(Your goal): Pull every "that" line out of the data below.
##### Information supplied #####
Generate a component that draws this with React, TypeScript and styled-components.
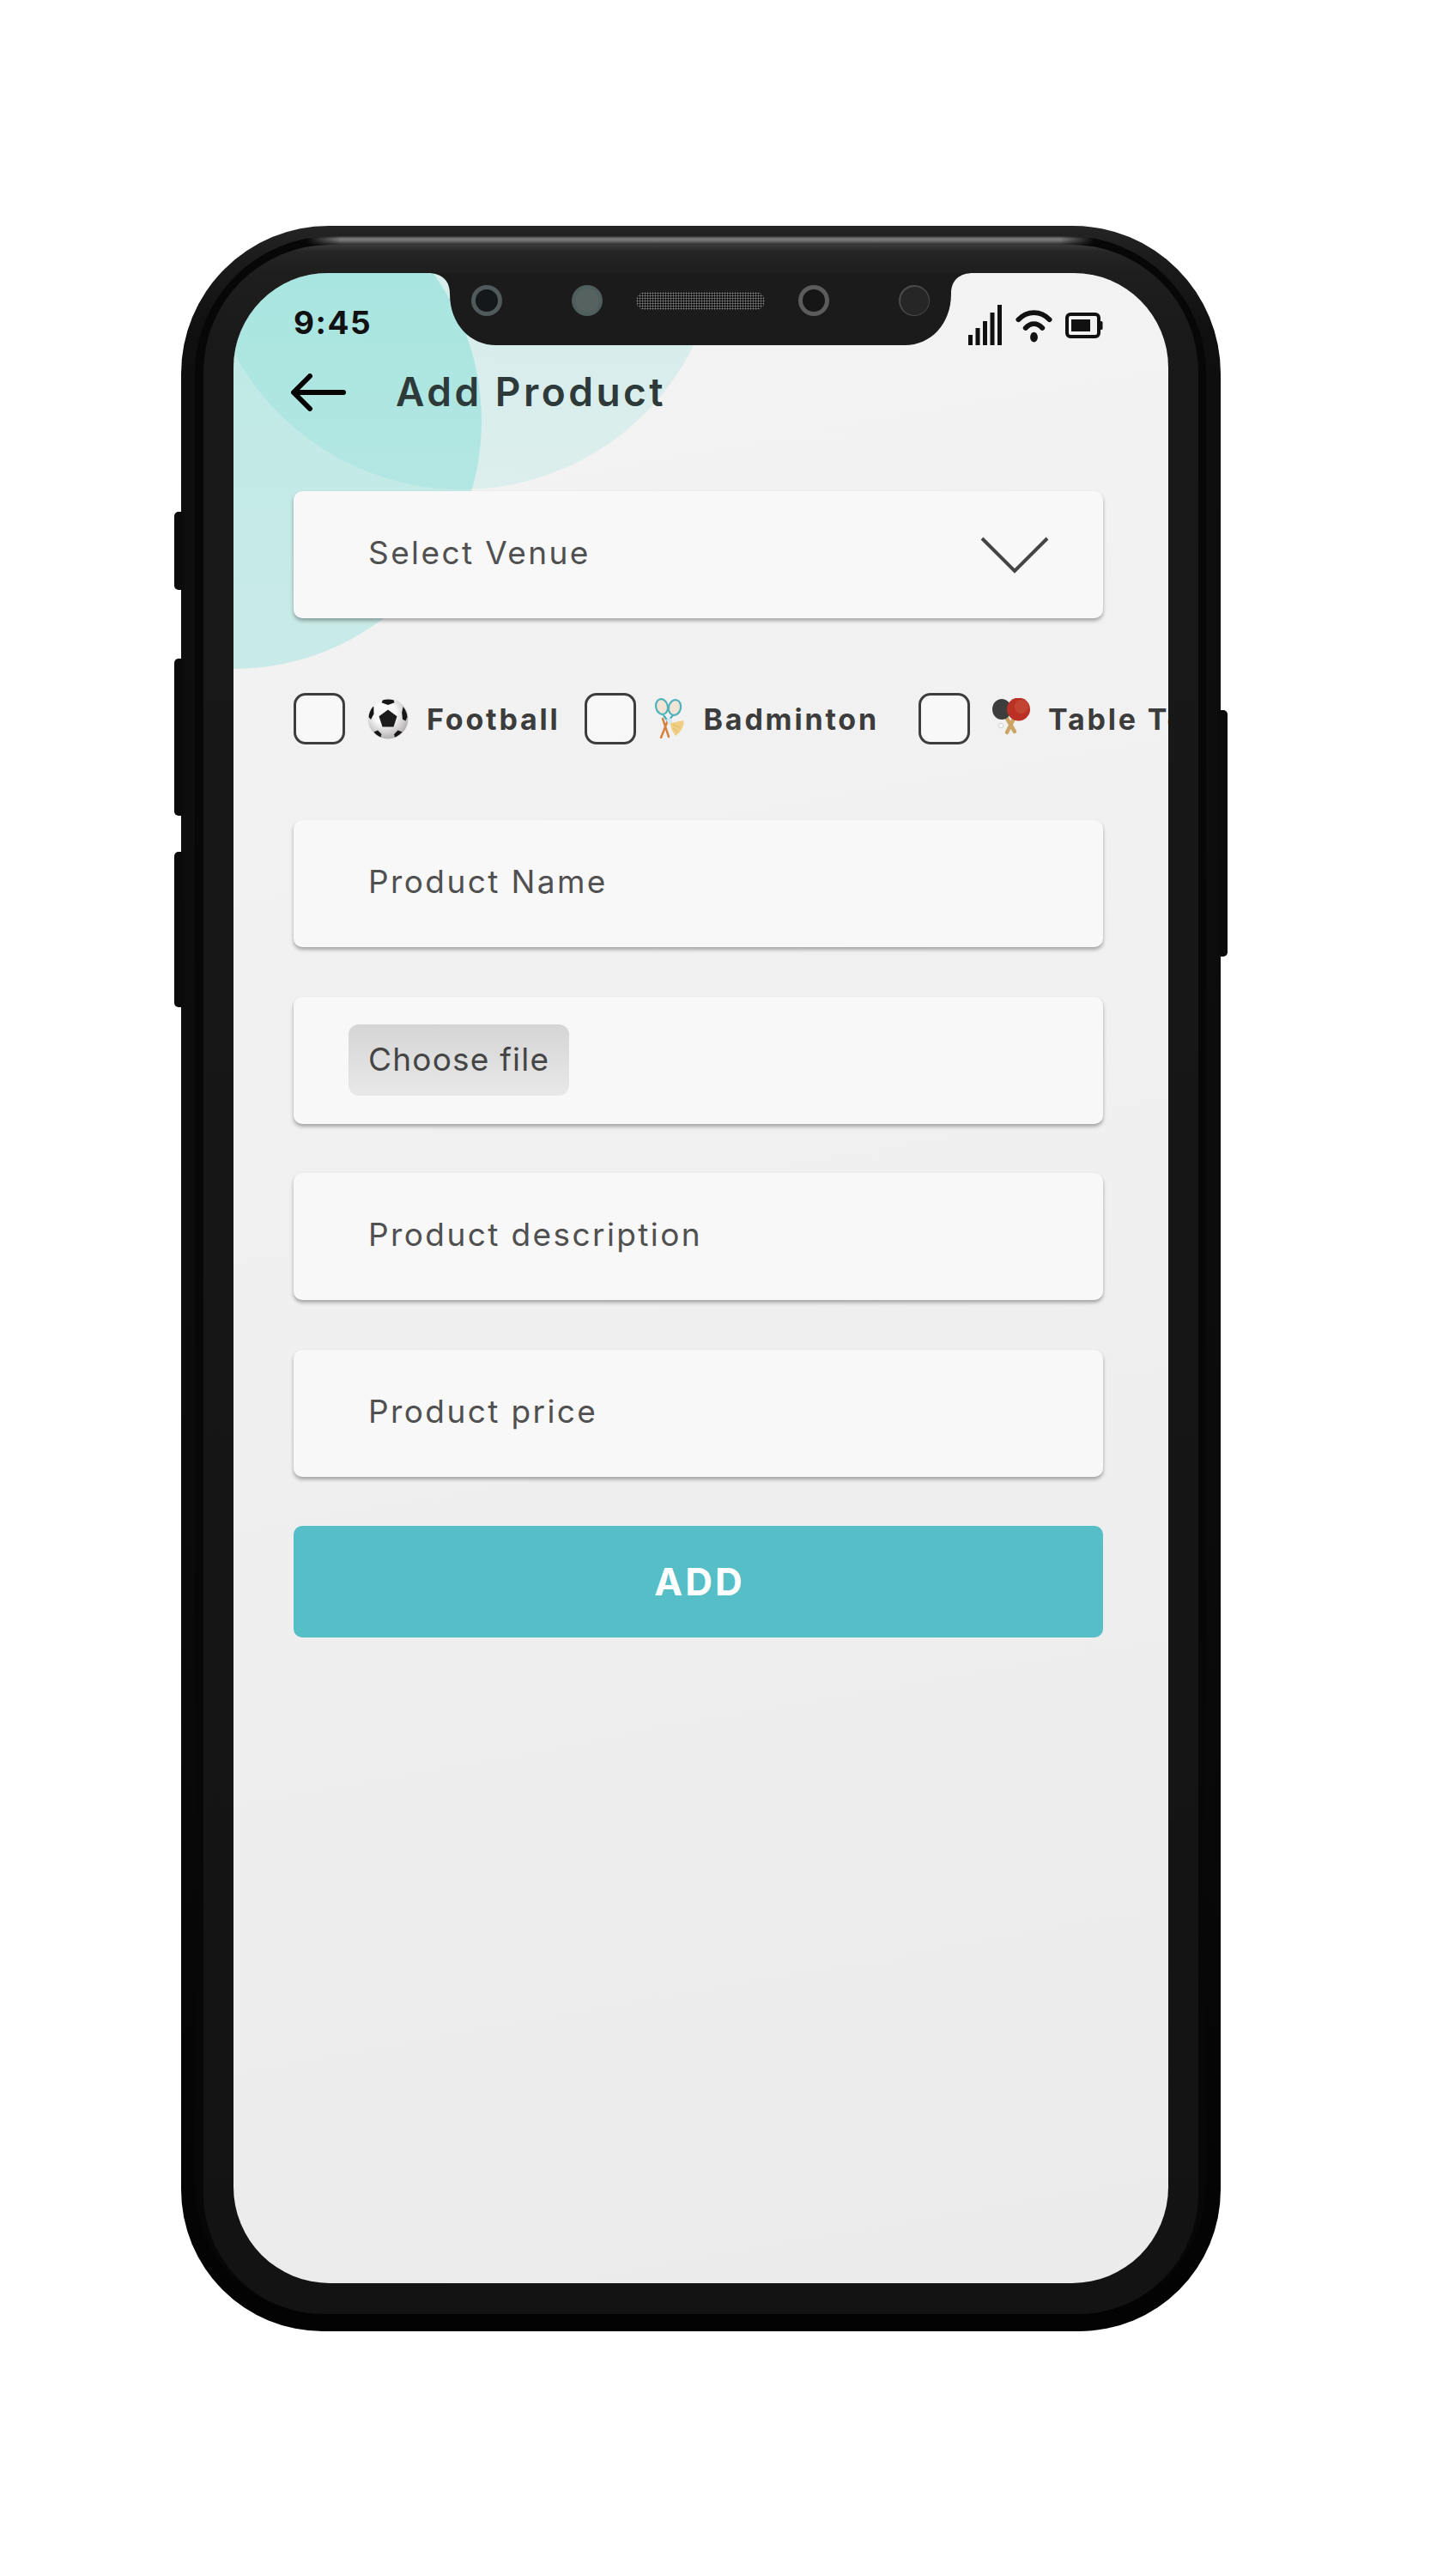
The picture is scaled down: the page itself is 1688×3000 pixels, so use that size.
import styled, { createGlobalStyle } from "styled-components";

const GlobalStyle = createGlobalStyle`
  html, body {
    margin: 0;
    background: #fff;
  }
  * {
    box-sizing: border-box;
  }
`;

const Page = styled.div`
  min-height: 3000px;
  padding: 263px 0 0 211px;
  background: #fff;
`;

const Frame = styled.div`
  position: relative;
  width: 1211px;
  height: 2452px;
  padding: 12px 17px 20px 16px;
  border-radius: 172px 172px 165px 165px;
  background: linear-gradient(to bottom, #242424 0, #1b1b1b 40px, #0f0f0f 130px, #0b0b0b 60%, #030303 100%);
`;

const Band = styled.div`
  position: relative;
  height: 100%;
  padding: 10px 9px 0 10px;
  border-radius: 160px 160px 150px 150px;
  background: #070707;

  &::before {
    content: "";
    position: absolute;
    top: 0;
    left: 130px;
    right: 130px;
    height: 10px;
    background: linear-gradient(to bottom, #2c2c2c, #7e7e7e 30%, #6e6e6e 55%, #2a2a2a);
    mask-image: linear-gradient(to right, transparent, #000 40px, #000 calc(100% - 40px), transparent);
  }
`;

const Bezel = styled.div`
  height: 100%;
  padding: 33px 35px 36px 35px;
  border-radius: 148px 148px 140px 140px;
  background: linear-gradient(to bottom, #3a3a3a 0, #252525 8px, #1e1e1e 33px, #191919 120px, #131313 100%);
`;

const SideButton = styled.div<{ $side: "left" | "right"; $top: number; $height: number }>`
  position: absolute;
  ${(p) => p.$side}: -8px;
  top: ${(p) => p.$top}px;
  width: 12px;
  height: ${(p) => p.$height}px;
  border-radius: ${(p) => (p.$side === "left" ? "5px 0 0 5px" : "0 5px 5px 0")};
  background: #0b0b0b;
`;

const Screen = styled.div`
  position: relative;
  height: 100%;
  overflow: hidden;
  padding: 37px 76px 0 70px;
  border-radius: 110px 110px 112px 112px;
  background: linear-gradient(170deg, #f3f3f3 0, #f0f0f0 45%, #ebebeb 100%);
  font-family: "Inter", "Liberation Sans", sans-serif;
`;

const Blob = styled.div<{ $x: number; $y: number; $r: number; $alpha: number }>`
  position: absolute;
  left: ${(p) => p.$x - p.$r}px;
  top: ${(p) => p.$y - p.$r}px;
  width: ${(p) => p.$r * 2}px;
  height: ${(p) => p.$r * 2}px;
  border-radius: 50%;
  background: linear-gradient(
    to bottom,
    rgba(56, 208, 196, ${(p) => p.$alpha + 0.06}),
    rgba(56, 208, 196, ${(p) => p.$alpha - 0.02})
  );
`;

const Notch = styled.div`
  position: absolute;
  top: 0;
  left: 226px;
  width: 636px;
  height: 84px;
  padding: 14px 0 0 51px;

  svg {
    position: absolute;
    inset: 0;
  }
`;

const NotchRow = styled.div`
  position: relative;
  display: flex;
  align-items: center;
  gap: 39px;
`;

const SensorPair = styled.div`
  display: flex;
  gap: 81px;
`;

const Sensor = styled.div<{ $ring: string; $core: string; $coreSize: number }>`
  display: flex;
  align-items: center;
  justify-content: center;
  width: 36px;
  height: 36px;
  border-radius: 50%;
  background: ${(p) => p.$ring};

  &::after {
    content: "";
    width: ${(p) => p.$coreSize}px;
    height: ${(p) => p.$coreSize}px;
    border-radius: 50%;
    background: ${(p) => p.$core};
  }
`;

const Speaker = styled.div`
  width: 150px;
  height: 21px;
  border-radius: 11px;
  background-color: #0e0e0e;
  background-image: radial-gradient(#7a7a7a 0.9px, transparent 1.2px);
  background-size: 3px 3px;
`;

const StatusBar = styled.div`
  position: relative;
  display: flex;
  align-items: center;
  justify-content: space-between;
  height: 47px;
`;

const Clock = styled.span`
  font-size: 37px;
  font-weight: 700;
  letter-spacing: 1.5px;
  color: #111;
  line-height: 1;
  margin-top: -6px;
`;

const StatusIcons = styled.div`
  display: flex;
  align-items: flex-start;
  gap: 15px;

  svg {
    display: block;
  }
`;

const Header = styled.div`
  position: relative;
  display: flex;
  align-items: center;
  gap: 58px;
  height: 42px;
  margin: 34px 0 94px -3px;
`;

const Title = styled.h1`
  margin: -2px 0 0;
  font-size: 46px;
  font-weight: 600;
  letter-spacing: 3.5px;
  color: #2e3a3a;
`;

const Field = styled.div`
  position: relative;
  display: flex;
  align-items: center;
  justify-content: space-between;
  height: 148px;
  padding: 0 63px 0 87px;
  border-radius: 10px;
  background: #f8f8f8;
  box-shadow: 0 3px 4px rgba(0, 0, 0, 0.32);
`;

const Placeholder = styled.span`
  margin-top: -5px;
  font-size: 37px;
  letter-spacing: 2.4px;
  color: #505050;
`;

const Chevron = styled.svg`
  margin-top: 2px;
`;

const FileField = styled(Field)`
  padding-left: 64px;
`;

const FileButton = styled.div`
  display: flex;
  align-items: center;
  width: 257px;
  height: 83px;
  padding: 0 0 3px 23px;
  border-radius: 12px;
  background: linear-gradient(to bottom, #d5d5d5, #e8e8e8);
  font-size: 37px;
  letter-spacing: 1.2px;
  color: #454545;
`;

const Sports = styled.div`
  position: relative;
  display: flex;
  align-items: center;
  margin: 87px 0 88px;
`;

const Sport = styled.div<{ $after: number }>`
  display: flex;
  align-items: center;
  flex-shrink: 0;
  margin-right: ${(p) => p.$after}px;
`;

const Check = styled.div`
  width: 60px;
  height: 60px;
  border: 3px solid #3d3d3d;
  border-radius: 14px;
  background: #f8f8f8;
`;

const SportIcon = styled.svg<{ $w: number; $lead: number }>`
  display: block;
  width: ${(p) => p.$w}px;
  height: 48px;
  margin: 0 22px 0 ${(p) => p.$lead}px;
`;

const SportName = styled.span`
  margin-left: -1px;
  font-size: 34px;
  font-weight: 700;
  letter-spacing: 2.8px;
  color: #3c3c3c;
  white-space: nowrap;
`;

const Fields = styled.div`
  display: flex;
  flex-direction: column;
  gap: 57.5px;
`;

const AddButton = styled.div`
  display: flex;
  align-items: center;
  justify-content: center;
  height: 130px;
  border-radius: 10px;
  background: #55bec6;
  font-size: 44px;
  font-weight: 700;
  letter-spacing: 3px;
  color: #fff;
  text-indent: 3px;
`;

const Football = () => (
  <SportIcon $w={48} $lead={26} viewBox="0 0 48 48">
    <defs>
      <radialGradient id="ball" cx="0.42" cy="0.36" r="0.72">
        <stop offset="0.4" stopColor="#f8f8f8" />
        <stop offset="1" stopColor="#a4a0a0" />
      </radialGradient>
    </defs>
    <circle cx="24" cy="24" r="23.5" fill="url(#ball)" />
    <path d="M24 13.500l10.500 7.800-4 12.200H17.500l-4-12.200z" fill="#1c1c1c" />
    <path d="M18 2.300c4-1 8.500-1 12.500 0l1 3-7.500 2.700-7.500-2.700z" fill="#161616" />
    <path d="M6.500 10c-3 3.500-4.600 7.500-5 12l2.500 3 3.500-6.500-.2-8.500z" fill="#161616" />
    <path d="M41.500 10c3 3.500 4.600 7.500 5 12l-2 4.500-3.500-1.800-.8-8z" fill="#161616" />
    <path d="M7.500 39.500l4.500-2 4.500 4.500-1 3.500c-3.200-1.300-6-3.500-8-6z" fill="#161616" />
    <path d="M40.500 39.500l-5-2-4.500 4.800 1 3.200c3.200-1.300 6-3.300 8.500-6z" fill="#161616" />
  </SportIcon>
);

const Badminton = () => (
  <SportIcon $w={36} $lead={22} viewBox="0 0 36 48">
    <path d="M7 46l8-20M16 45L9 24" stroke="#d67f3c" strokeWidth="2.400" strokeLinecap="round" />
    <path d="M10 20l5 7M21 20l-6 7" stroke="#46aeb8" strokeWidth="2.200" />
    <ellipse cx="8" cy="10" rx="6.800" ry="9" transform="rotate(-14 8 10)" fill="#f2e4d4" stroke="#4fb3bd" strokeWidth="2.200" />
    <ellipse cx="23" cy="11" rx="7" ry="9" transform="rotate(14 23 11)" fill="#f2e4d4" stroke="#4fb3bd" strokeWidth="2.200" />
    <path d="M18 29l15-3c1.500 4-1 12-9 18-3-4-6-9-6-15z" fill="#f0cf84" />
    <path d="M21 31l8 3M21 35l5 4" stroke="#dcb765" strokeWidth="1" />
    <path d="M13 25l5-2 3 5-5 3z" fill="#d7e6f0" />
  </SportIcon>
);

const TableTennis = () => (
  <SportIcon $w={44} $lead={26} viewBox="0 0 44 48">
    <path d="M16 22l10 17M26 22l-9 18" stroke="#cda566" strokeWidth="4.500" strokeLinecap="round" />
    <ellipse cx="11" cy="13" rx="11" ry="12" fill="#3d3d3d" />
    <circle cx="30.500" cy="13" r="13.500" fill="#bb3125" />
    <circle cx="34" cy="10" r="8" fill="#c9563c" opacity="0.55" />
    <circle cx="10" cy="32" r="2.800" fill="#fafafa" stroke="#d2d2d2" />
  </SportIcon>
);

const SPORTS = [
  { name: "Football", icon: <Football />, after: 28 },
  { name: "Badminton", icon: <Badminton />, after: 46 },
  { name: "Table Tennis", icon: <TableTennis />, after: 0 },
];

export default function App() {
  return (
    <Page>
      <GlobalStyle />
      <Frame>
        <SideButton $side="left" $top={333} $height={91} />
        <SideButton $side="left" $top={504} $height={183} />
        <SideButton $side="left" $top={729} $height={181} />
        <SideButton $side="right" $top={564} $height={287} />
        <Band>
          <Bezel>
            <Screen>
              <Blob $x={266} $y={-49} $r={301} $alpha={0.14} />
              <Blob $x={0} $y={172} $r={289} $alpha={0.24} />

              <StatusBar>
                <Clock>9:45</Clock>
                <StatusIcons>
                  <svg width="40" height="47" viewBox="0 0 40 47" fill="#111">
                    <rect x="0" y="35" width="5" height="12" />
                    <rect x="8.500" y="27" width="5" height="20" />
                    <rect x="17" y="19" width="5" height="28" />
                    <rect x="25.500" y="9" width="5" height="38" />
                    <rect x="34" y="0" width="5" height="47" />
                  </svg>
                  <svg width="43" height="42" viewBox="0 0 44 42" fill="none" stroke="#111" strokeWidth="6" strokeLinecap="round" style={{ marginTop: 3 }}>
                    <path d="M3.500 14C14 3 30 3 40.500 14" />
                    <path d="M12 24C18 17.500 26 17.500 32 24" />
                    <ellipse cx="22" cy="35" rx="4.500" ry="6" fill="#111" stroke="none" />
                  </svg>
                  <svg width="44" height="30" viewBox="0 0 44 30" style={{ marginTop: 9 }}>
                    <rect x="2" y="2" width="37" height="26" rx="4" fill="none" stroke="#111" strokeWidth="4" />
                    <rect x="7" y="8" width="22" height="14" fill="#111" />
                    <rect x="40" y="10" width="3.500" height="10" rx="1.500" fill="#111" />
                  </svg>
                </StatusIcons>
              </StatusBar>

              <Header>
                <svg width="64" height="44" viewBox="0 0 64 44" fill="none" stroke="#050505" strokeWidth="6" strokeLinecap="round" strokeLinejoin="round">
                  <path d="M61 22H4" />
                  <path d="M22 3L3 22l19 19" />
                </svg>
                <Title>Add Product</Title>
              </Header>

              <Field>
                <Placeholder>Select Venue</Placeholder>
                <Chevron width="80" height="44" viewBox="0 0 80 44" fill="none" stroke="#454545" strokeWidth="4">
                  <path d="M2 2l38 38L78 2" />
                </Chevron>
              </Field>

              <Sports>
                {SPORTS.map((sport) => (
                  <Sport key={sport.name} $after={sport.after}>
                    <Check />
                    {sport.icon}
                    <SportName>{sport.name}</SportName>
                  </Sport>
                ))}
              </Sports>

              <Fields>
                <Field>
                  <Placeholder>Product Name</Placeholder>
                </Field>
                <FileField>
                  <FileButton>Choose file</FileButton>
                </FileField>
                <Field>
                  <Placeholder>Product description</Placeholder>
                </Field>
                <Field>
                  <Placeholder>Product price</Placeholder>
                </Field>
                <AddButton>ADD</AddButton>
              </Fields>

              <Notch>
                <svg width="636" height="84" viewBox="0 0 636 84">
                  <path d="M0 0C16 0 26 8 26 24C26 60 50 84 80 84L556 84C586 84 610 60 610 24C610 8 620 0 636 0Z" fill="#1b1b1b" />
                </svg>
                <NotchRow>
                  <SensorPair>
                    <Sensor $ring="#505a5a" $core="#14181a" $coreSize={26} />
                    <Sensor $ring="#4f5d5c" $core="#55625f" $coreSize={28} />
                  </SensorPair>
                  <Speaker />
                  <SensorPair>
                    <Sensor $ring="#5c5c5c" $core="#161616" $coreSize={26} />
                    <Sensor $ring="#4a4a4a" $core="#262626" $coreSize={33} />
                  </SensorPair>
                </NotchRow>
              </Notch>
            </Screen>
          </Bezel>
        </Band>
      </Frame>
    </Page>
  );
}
#####
(Result):
Generate a component that draws this with React, TypeScript and styled-components.
The picture is scaled down: the page itself is 1688×3000 pixels, so use that size.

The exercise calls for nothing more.